CACHO 30
LA CROQUETA

La croqueta es el símbolo de los colones, de los que «se acoplan», como ahora se dice. Hay profesionales de la croqueta en igual número que funcionarios del Estado. La distinción y el buen gusto están reñidos con la croqueta del cóctel sociocultural. Croqueta de exposición de pintura, croqueta de homenaje, croqueta de premio o croqueta de conferencia. La croqueta es el consuelo, e incluso la necesidad, de muchas gentes que se dedican exclusivamente a su caza y captura. España es hoy un país de croquetas, y así nos va.

En Brasil, con su imaginación y esnobismo, a los profesionales del acople, a los que se cuelan en las fiestas particulares, los denominan «penetras». El «penetra» brasileño no tiene nada que ver con el colón español. Mientras el colón español sólo aspira a la croqueta o la gamba rebozada, el «penetra» carioca se mete en las casas más distinguidas y en las reuniones más exclusivas en pos del caviar o el champagne francés. Un buen «penetra» realza la fiesta con su frescura, mientras que el acoplado por la croqueta empobrece el ambiente definitivamente.

Colarse es aceptable, y hasta magnífico, si se hace con elegancia y riesgo. Cuando yo era joven —es decir, entre los dieciocho y los veinte años—, el embajador de Italia en España tenía una hija que estaba buenísima. La niña se llamaba Domitila Cavaletti de Oliverio Sabino, o algo así. Su padre, el embajador, era muy bajito y gruñón, lo primero porque así nació, y lo segundo porque sospechaba que todos los apuestos varones que se acercaban a su hija llevaban las mejores intenciones, que para el padre eran las peores. No le faltaba razón y astucia al breve diplomático. En mi caso, acertaba plenamente. Y un día dio una gran fiesta en la embajada.

Lo mejor de Madrid, incluido yo, estábamos invitados. La cita era a las ocho de la tarde, y para no llegar con la flojedad de la abstención alcohólica, un grupo de amigos decidimos encontrarnos una hora antes en un conocido bar de la calle de Serrano. En la barra de aquel bar, con elegante tristeza, se apoyaba un distinguido ciudadano de color negro con gran capacidad para metabolizar los martinis. La admiración del grupo hacia el solitario watusi fue en aumento, y le invitamos a compartir nuestra conversación. El watusi nos contó su vida. Era un compatriota, pues había nacido en la Guinea todavía española, había estudiado el bachillerato en Madrid y se disponía a iniciar su carrera de Derecho. La amistad con el guineano se hizo más intensa y decidimos colarle en la fiesta de la embajada italiana. «Va mucha gente y no se darán cuenta», le decíamos para animarle y animarnos mutuamente. Era el más educado y distinguido del grupo, y con él, calle de Juan Bravo arriba, nos dirigimos a la embajada.

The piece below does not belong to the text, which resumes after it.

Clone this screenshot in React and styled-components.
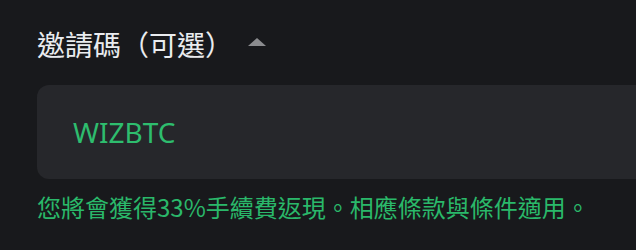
import styled, { createGlobalStyle } from 'styled-components';

const Global = createGlobalStyle`
  html, body {
    margin: 0;
    padding: 0;
    background: #18191c;
    overflow: hidden;
  }
  body {
    font-family: "Noto Sans", "Noto Sans CJK TC", sans-serif;
  }
`;

const Wrap = styled.div`
  width: 636px;
  height: 250px;
  box-sizing: border-box;
  padding: 23px 0 0 37px;
  background: #18191c;
  overflow: hidden;
`;

const Header = styled.div`
  display: flex;
  align-items: center;
  height: 42px;
`;

const Title = styled.div`
  font-family: "Noto Sans CJK TC", sans-serif;
  font-size: 28px;
  color: #eaecef;
  line-height: 42px;
`;

const Arrow = styled.span`
  margin-left: 15px;
  width: 0;
  height: 0;
  border-left: 9px solid transparent;
  border-right: 9px solid transparent;
  border-bottom: 8px solid #8b8c8f;
  margin-top: -4px;
`;

const Field = styled.div`
  display: flex;
  align-items: center;
  margin-top: 20px;
  width: 640px;
  height: 94px;
  box-sizing: border-box;
  padding-left: 36px;
  border-radius: 12px;
  background: #26272b;
`;

const Value = styled.span`
  font-family: "Noto Sans", sans-serif;
  font-size: 28px;
  color: #2ebd6e;
`;

const Hint = styled.div`
  margin-top: 12px;
  font-family: "Noto Sans CJK TC", sans-serif;
  font-size: 24px;
  line-height: 32px;
  color: #2ab86a;
`;

const App = () => {
  return (
    <>
      <Global />
      <Wrap>
        <Header>
          <Title>邀請碼（可選）</Title>
          <Arrow />
        </Header>
        <Field>
          <Value>WIZBTC</Value>
        </Field>
        <Hint>您將會獲得33%手續費返現。相應條款與條件適用。</Hint>
      </Wrap>
    </>
  );
};

export default App;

Al llegar, todos mis acompañantes se apresuraron a saludar a Domitila, y yo me quedé con el compatriota de más color en un rincón del gran salón de la entrada. Y ahí estábamos, bebiendo a costa del Estado italiano, cuando el gruñón del embajador llegó hasta nosotros con evidentes muestras de malhumor y, señalándome con el dedo más fino de su mano derecha, me indicó la puerta de la embajada mientras me decía: «Usted, fuera de aquí por colar a personas que no están invitadas». Gran revuelo. Miradas de estupor. La aristocracia dividida. Unos, a favor del guineano, otros en racista contra. El grupo de amigos se solidarizó íntegro y digno con nuestra situación y abandonó el lugar junto a los dos expulsados. Nos instalamos en un bar sito frente a la embajada, y una hora después, la propia anfitriona, Domitila —¡Ay, Domitila!—, entró en el local. «He venido para demostraros que no soy tan racista como papá». ¡Bravo, heroica, Domitila! Y el embajador se quedó con los tibios, mientras la hija celebraba su fiesta con los expulsados de la misma. Bellísimo ejemplo que aún me emociona.

Aquel guineano era el anticroqueta. Sabía que su presencia no requerida se detectaba con más facilidad que otras. Se arriesgó a ello en aras de los martinis pagados por El Quirinal, y cuando fue descubierto, abandonó el recinto con la dignidad de un príncipe de la selva. No se abalanzó a las bandejas ni se metió croquetas en los bolsillos. Fue un «penetra» exótico y educado. Demostró que la categoría social no está enfrentada a la gorronería, el gorroneo o la gorronada.

Por eso, hoy que los ordinarios profesionales de la croqueta y la gamba con gabardina se han adueñado de los cóctels de Madrid, evoco la figura de aquel estupendo guineano, que hizo gala de las mejores maneras ante un embajador grosero. Acoplarse es recomendable siempre que no haya captación de croqueta. Su ejemplo, no se sigue.